Note that the transpose of the fcast matrix is used in write() because the file is written row-by-row rather than column-by-column.

This code does not actually do what the questioner asked as I am writing all forecasts at once rather than exporting them at each iteration. The latter is much less efficient.

If ns is large, this could probably be more efficiently coded using the parallel package.

Related Posts:

  • FD

    Thanks for the post. Rather than for loops I collect my time series into lists and then use plyr::llply, with a custom function that extracts what I need. In the case above, where the series are all of equal length, you could use plyr::alply. I’ve also been playing around with using the ‘Characteristic Based Clustering Approach’ (from your paper with Wang) and then making forecasts based on a model fit on a cluster, rather than each individual series.

  • Han

    Another possibility is to use the doMC or foreach package. First of all, write a function to obtain forecasts for one sample. Then, loop the function for all replications and results are stored in a list normally. In doing so, you utilize multi-core features in standard Mac or PC.

  • Mike P

    Looking at the retail data after reading in the csv file it appears that it is daily, yet when creating the ts object you define the frequency=12. Wouldn’t this impede your ability to correctly use many of ts and forecast methods (i.e. cycle, fourier, etc)? What is the correct ts frequency setting for daily data? And is there a way to keep the actual starting date (i.e. in this case 1/04/1982) instead of using the generic form of s=1982?

    • Rob J Hyndman

      It is monthly data. The date column gives the first day in each month.

  • Joseph J

    Thank you for the example. Very helpful.

  • Herimanitra

    Hi Prof. Hyndman!

    have you ever tried to blend a set of ARIMA models? Is it more efficient than choosing the “best” ARIMA?


    • Rob J Hyndman

      No, I haven’t tried that. In general, combining forecasts from different models works best when the models are different. So combining different ARIMA models may not be so effective.

      • Herimanitra


  • Ramesh

    Dear Prof.

    I am a research scholar from India. Current working on Time series modeling of R.

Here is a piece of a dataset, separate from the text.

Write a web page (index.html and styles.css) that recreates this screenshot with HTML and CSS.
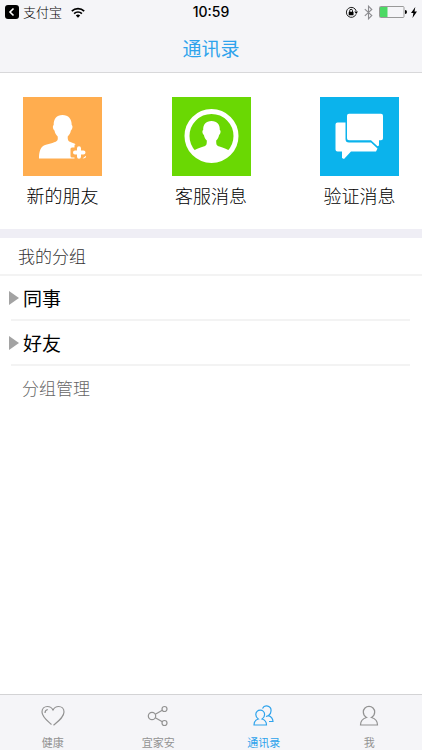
FILE: index.html
```html
<!DOCTYPE html>
<html lang="zh-CN">
<head>
<meta charset="utf-8">
<meta name="viewport" content="width=device-width, initial-scale=1">
<title>通讯录</title>
<link rel="stylesheet" href="styles.css">
</head>
<body>
<header class="header">
  <div class="status">
    <div class="status-side">
      <a class="back" href="#">
        <svg width="14" height="14" viewBox="0 0 14 14" aria-hidden="true"><rect width="14" height="14" rx="3" fill="#000"/><path d="M8.500 3.500 5 7l3.500 3.500" fill="none" stroke="#fff" stroke-width="1.600"/></svg>
        <span>支付宝</span>
      </a>
      <svg class="wifi" width="14" height="11" viewBox="0 0 14 11" aria-hidden="true"><g fill="none" stroke="#000" stroke-width="1.700"><path d="M.8 4.100a9 9 0 0 1 12.400 0"/><path d="M3.100 6.600a5.600 5.600 0 0 1 7.800 0"/></g><path d="M7 10.800 4.800 8.500a3.200 3.200 0 0 1 4.400 0z"/></svg>
    </div>
    <time class="clock">10:59</time>
    <div class="status-side status-end">
      <svg width="13" height="13" viewBox="0 0 13 13" aria-hidden="true"><path d="M11 8.300A5 5 0 1 1 11.200 5" fill="none" stroke="#222" stroke-width="1"/><path d="M9.300 5.500h3.700l-1.800 2.500z"/><rect x="3.700" y="5.700" width="4.800" height="3.600" rx=".4"/><path d="M4.700 6V4.700a1.400 1.400 0 0 1 2.800 0V6" fill="none" stroke="#000" stroke-width=".9"/></svg>
      <svg width="9" height="15" viewBox="0 0 9 15" aria-hidden="true"><path d="M.8 4.200 7.800 10.500 4.500 13.800V1.200L7.800 4.500.8 10.800" fill="none" stroke="#8c8c90" stroke-width="1.100"/></svg>
      <svg width="28" height="12" viewBox="0 0 28 12" aria-hidden="true"><rect x=".5" y=".5" width="24.500" height="11" rx="1" fill="none" stroke="#999"/><rect x="1" y="1" width="7.500" height="10" fill="#4cd964"/><path d="M26 4v4a2 2 0 0 0 0-4z"/></svg>
      <svg width="6" height="11" viewBox="0 0 6 11" aria-hidden="true"><path d="M4.300 0 0 6h2.400L1.500 11 6 4.600H3.500z"/></svg>
    </div>
  </div>
  <h1 class="title">通讯录</h1>
</header>

<main class="content">
  <nav class="shortcuts" aria-label="快捷入口">
    <a class="shortcut" href="#">
      <svg class="tile tile-orange" viewBox="0 0 79 79" aria-hidden="true">
        <path fill="#fff" d="M39.500 18c6 0 9.300 4 9.200 10 1.400.8.800 4.500-.8 5.400-.5 2.700-1.700 4.600-3.200 6 0 3.600.3 4.600 3.300 5.800 5.500 2 9.500 3.500 12 6.800L58 61.500H16c0-5 .7-10.500 4.500-12.800 4-2 10.500-2.400 13.500-5 1-.9.800-2.300.7-4.300-1.500-1.400-2.700-3.300-3.200-6-1.600-.9-2.200-4.600-.8-5.400C30.500 22 33.500 18 39.500 18z"/>
        <path d="M53 48.500h6v3.500h4v7h-4v4h-6v-4h-4v-7h4z" fill="#ffad4f" stroke="#ffad4f" stroke-width="3" stroke-linejoin="round"/>
        <path d="M56 51.200v8.600M52 55.500h8.500" fill="none" stroke="#fff" stroke-width="4" stroke-linecap="round"/>
        <path d="M59.500 61.500 63 58.800Q63.500 61.500 59.500 61.500z" fill="#fff"/>
      </svg>
      <span>新的朋友</span>
    </a>
    <a class="shortcut" href="#">
      <svg class="tile tile-green" viewBox="0 0 79 79" aria-hidden="true">
        <circle cx="39.500" cy="39" r="24.500" fill="none" stroke="#fff" stroke-width="5"/>
        <path fill="#fff" d="M39.500 24c5.700 0 8.500 3.600 8.300 9 1.400.7.800 4-.7 4.900-.5 2.500-1.500 4.300-2.900 5.600 0 4 .2 5 3.300 6.100 4 1.500 7.500 2.200 9.700 4.200C53 60.500 47 64 39.500 64S26 60.500 21.800 53.800c2.200-2 5.700-2.700 9.700-4.200 3.100-1.100 3.300-2.100 3.300-6.100-1.400-1.300-2.400-3.100-2.900-5.600-1.500-.9-2.100-4.200-.7-4.900-.2-5.400 2.600-9 8.300-9z"/>
      </svg>
      <span>客服消息</span>
    </a>
    <a class="shortcut" href="#">
      <svg class="tile tile-blue" viewBox="0 0 79 79" aria-hidden="true">
        <path fill="#fff" d="M17.500 25.500h8V42q0 3.500 3.500 3.500h22l6.500 6-1.500 3H31L24 62l-2-1v-6.500h-4.500q-2 0-2-2v-25q0-2 2-2z"/>
        <path fill="#fff" d="M29 16.700h32q2 0 2 2v22.500q0 2-2 2h-2v5.300l-1.500.8-6.500-6.100H29q-2 0-2-2V18.700q0-2 2-2z"/>
      </svg>
      <span>验证消息</span>
    </a>
  </nav>

  <section>
    <h2 class="section-title">我的分组</h2>
    <ul class="groups">
      <li><button class="group" type="button">同事</button></li>
      <li><button class="group" type="button">好友</button></li>
    </ul>
    <a class="manage" href="#">分组管理</a>
  </section>
</main>

<nav class="tabs" aria-label="主导航">
  <a class="tab" href="#">
    <svg width="24" height="22" viewBox="0 0 24 22" aria-hidden="true"><path d="M10.500 19.500C6 15.500 1 12 1 7c0-3.300 2.400-5.500 5.400-5.500C9 1.500 11 3 12 5c1-2 3-3.500 5.600-3.500C20.600 1.500 23 3.700 23 7c0 5-5.500 9-10.500 13.200M4 8c0-2 1-3.200 2.800-3.500"/></svg>
    <span>健康</span>
  </a>
  <a class="tab" href="#">
    <svg width="24" height="22" viewBox="0 0 24 22" aria-hidden="true"><circle cx="6" cy="11" r="3.700"/><circle cx="18.500" cy="4" r="2.500"/><circle cx="18.500" cy="18" r="2.500"/><path d="m9.300 9.200 7-4M9.300 12.800l7 4"/></svg>
    <span>宜家安</span>
  </a>
  <a class="tab active" href="#" aria-current="page">
    <svg width="24" height="22" viewBox="0 0 24 22" aria-hidden="true"><path d="M6.300 14C4.500 12.800 3.800 11 3.800 9.500a4.400 4.400 0 0 1 8.800 0c0 1.500-.7 3.300-2.500 4.500 2.500.8 4.400 3 4.400 6H2c0-3 1.800-5.200 4.300-6z"/><path d="M10.500 3.500A4.500 4.500 0 0 1 19 6c0 2-.8 3.600-2.500 4.600 2.600.9 4.300 3 4.500 5.900h-4M14 11.500l2.500-.9"/></svg>
    <span>通讯录</span>
  </a>
  <a class="tab" href="#">
    <svg width="24" height="22" viewBox="0 0 24 22" aria-hidden="true"><path d="M9.500 12.500C7.500 11.300 6.300 9.300 6.300 7a5.700 5.700 0 0 1 11.400 0c0 2.300-1.200 4.300-3.200 5.500 3.600 1 6 3.700 6 7.500h-17c0-3.800 2.400-6.500 6-7.500z"/></svg>
    <span>我</span>
  </a>
</nav>
</body>
</html>
```
FILE: styles.css
```css
* {
  box-sizing: border-box;
}

body {
  margin: 0;
  min-height: 100vh;
  display: flex;
  flex-direction: column;
  background: #fff;
  color: #000;
  font-family: "Noto Sans CJK SC", sans-serif;
  font-weight: 300;
}

a {
  color: inherit;
  text-decoration: none;
}

h1,
h2,
ul {
  margin: 0;
  padding: 0;
  font-weight: inherit;
  list-style: none;
}

svg {
  display: block;
  flex: none;
}

.header {
  background: #f5f5f8;
  border-bottom: 1px solid #d8d8da;
}

.status {
  display: flex;
  align-items: center;
  height: 24px;
  padding: 0 5px;
}

.status-side {
  flex: 1;
  display: flex;
  align-items: center;
  gap: 9px;
}

.status-end {
  justify-content: flex-end;
  gap: 6px;
}

.status-end svg:last-child {
  margin-left: -2px;
}

.back {
  display: flex;
  align-items: center;
  gap: 4px;
  font-size: 13px;
  line-height: 24px;
}

.clock {
  font: 500 14px/24px Inter, sans-serif;
}

.title {
  height: 48px;
  color: #2ea3ec;
  font-size: 19px;
  font-weight: 400;
  line-height: 48px;
  text-align: center;
}

.content {
  flex: 1;
}

.shortcuts {
  display: flex;
  justify-content: space-between;
  padding: 24px 23px 20px;
  border-bottom: 9px solid #efeef5;
}

.shortcut {
  display: flex;
  flex-direction: column;
  align-items: center;
  gap: 6px;
  font-size: 18px;
  line-height: 27px;
}

.tile {
  width: 79px;
  height: 79px;
}

.tile-orange {
  background: #ffad4f;
}

.tile-green {
  background: #6ad803;
}

.tile-blue {
  background: #0bb3ec;
}

.section-title {
  padding: 0 18px;
  border-bottom: 2px solid #f3f3f3;
  color: #333;
  font-size: 17px;
  line-height: 36px;
}

.groups {
  padding: 0 12px 0 11px;
}

.groups li {
  border-bottom: 2px solid #f3f3f3;
}

.group {
  display: flex;
  align-items: center;
  gap: 4px;
  width: 100%;
  margin-left: -2px;
  padding: 0;
  border: 0;
  background: none;
  color: #000;
  font: inherit;
  font-size: 19px;
  font-weight: 400;
  line-height: 43px;
  text-align: left;
}

.group::before {
  content: "";
  border-left: 10px solid #a3a3a3;
  border-top: 7px solid transparent;
  border-bottom: 7px solid transparent;
}

.manage {
  display: block;
  padding: 0 22px;
  color: #666;
  font-size: 17px;
  line-height: 44px;
}

.tabs {
  display: flex;
  height: 56px;
  background: #f5f5f8;
  border-top: 1px solid #d3d3d5;
}

.tab {
  flex: 1;
  display: flex;
  flex-direction: column;
  align-items: center;
  gap: 7px;
  padding-top: 10px;
  color: #929292;
  font-size: 11px;
  font-weight: 400;
  line-height: 16px;
}

.tab svg {
  fill: none;
  stroke: currentColor;
  stroke-width: 1.2;
}

.active {
  color: #2ea3ec;
}
```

    I want to forecast multiple data series in R .

    the data sheet having multiple column fromT1 to T48.

    Please advice me how can I select a best forecasting method and also forecast all the columns at a time.

    Your’s Sincerely

  • Mila

    Hi! First of all, THANKS a lot for your hard/good work, it makes our life easier :) Now, I also want to automatically forecast let’s say a thousand time series, but as they might have significant pattern differences, I apply many of the methods in the forecast package (arfima, auto.arima, ets, with and without Box Cox transf., tbats, etc.), then I calculate their accuracies and choose the one with minimum MASE for each time series; of course, there are some cases that I have to analize separately, but for the large amount of data I have I thought this would be a reasonable way of doing ‘automatic’ forecasting… Am I on the right path, or do you have any suggestions…? Thanks in advance for your time/reply. Kind regards, Mila.

    • Rob J Hyndman

      You can’t select a model based on in-sample accuracy. Use out-of-sample accuracy instead. Better still, a rolling forecasting origin as explained at

      • Mila

        Thanks a lot!

  • AY

    I’m not sure if this is the right place to post this; I have a different, but related problem. Given 50k individual time series representing revenue per customer, I would like to forecast the average (or total) revenue for this group, together with a prediction interval. I thought of a few approaches:

    1. Forecast each time series and then aggregate. (user-level)

    2. Aggregate the data first, and then forecast the one aggregated time series. (group-level)

    3. Forecast at the user-level, but cluster the data first, and share parameters across clusters. (hybrid)

    For my first pass at the problem, I tried the user-level approach. To obtain the prediction interval for the mean, would it be reasonable to average the individual prediction intervals (assuming the individual time series are independent) ?

    It seems like the hybrid approach should yield the best predictions. Could you point me to any related papers in this regard?



  • Amateur TS modeler

    Professor, When you say ns is large(to use the parallel package) what is your ball park number??
    I have 100 variables and 700 date points in each. Should the above method work or would I have to use the parallel package?

    • Rob J Hyndman

      Experiment. See what works best.

  • Dan

    Professor, is there a way to get it to output the model selected/parameters?

  • RK

    This is helpful, I am wondering however if the time series data are stacked instead of separated by columns. So, if I have three columns product, date, and volume and I’d like to forecast each product inddividually, can the forecast package separate each time series… similar to by variable in SAS.

    • Rob J Hyndman

      It is easy to reformat such data into the format I’ve used above. Or to modify my code to use the 3-column matrix directly.

  • Joan Arus

    Excuse my newbie question but.. could you please copy the sintax of that last paragraph of R code? Written it like this doesn’t seem to work in my R Studio. Thanks!

    for(i in 1:ns)
    fcast[,i] <- forecast(retail[,i],h=h)$mean


    • Joan Arus

      sorry! already solved.

  • Thisara Watawana

    How to measure the forecast accuracy for each time series?

  • Harshad Madhamshettiwar

    On the grounds as the question is– How do we decompose retail dataset using the decompose() function and be able to save all the output and metrics for all columns. This is real life requirement for me. I am trying to decompose 16 products, all those have same periodicity and can be saved as time series. But somehow dont think it is working or I think decompose() function needs all products to be stored as individual ts object and passed in a loop.

    • Rob J Hyndman

      Use a list

      • Harshad Madhamshettiwar

        Thanks you for the reply. Yes I used the list and it works as desired.